** What is needed **
Report every line from the material that contains the word "React".

===============

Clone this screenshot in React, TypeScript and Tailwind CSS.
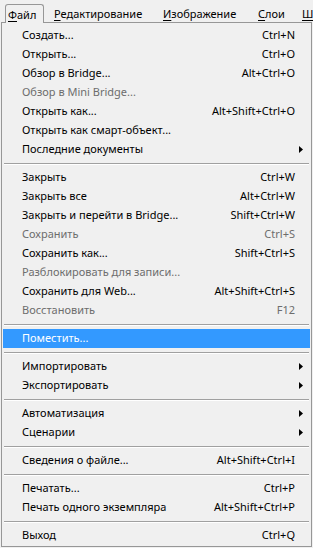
import React from 'react';

type Item =
  | { kind: 'sep' }
  | { kind: 'item'; label: string; shortcut?: string; disabled?: boolean; submenu?: boolean; active?: boolean };

const items: Item[] = [
  { kind: 'item', label: 'Создать...', shortcut: 'Ctrl+N' },
  { kind: 'item', label: 'Открыть...', shortcut: 'Ctrl+O' },
  { kind: 'item', label: 'Обзор в Bridge...', shortcut: 'Alt+Ctrl+O' },
  { kind: 'item', label: 'Обзор в Mini Bridge...', disabled: true },
  { kind: 'item', label: 'Открыть как...', shortcut: 'Alt+Shift+Ctrl+O' },
  { kind: 'item', label: 'Открыть как смарт-объект...' },
  { kind: 'item', label: 'Последние документы', submenu: true },
  { kind: 'sep' },
  { kind: 'item', label: 'Закрыть', shortcut: 'Ctrl+W' },
  { kind: 'item', label: 'Закрыть все', shortcut: 'Alt+Ctrl+W' },
  { kind: 'item', label: 'Закрыть и перейти в Bridge...', shortcut: 'Shift+Ctrl+W' },
  { kind: 'item', label: 'Сохранить', shortcut: 'Ctrl+S', disabled: true },
  { kind: 'item', label: 'Сохранить как...', shortcut: 'Shift+Ctrl+S' },
  { kind: 'item', label: 'Разблокировать для записи...', disabled: true },
  { kind: 'item', label: 'Сохранить для Web...', shortcut: 'Alt+Shift+Ctrl+S' },
  { kind: 'item', label: 'Восстановить', shortcut: 'F12', disabled: true },
  { kind: 'sep' },
  { kind: 'item', label: 'Поместить...', active: true },
  { kind: 'sep' },
  { kind: 'item', label: 'Импортировать', submenu: true },
  { kind: 'item', label: 'Экспортировать', submenu: true },
  { kind: 'sep' },
  { kind: 'item', label: 'Автоматизация', submenu: true },
  { kind: 'item', label: 'Сценарии', submenu: true },
  { kind: 'sep' },
  { kind: 'item', label: 'Сведения о файле...', shortcut: 'Alt+Shift+Ctrl+I' },
  { kind: 'sep' },
  { kind: 'item', label: 'Печатать...', shortcut: 'Ctrl+P' },
  { kind: 'item', label: 'Печать одного экземпляра', shortcut: 'Alt+Shift+Ctrl+P' },
  { kind: 'sep' },
  { kind: 'item', label: 'Выход', shortcut: 'Ctrl+Q' },
];

// small black triangle for submenu rows
const Arrow = () => (
  <svg width="4" height="7" viewBox="0 0 4 7" className="block">
    <path d="M0 0 L4 3.5 L0 7 Z" fill="#000" />
  </svg>
);

const MenuBarItem: React.FC<{ first: string; rest: string; className?: string }> = ({ first, rest, className }) => (
  <div className={className}>
    <u className="underline underline-offset-[2px]">{first}</u>
    {rest}
  </div>
);

export default function App() {
  return (
    <div
      className="w-[313px] h-[548px] bg-[#f0f0f0] overflow-hidden text-[11px] text-black"
      style={{ fontFamily: '"Noto Sans", "Open Sans", sans-serif' }}
    >
      {/* menu bar */}
      <div className="h-[22px] flex items-end">
        <div className="relative z-10 ml-[5px] w-[39px] h-[19px] border border-b-0 border-[#979797] rounded-t-[3px] bg-[#f0f0f0] mb-[-1px] pl-[2px] pt-[2px]">
          <MenuBarItem first="Ф" rest="айл" />
        </div>
        <div className="flex h-[19px] pt-[3px]">
          <MenuBarItem first="Р" rest="едактирование" className="ml-[10px] w-[109px]" />
          <MenuBarItem first="И" rest="зображение" className="w-[95px]" />
          <MenuBarItem first="С" rest="лои" className="w-[44px]" />
          <MenuBarItem first="Ш" rest="" className="w-[10px]" />
        </div>
      </div>

      {/* dropdown panel */}
      <div className="ml-[1px] w-[311px] h-[525px] border border-[#979797] bg-[#f0f0f0] pt-[3px] px-[1px]">
        {items.map((it, i) =>
          it.kind === 'sep' ? (
            <div key={i} className="h-[9px] flex flex-col justify-center px-[1px]">
              <div className="h-px bg-[#a0a0a0]" />
              <div className="h-px bg-white" />
            </div>
          ) : (
            <div
              key={i}
              className={
                'h-[19px] flex items-center pl-[19px] pr-[15px] whitespace-nowrap ' +
                (it.active ? 'bg-[#3399ff] text-white' : it.disabled ? 'text-[#6d6d6d]' : 'text-black')
              }
            >
              <span className="flex-1">{it.label}</span>
              {it.shortcut && <span>{it.shortcut}</span>}
              {it.submenu && (
                <span className="mr-[-8px]">
                  <Arrow />
                </span>
              )}
            </div>
          )
        )}
      </div>
    </div>
  );
}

===============

** Result of this task **
Clone this screenshot in React, TypeScript and Tailwind CSS.
import React from 'react';
const MenuBarItem: React.FC<{ first: string; rest: string; className?: string }> = ({ first, rest, className }) => (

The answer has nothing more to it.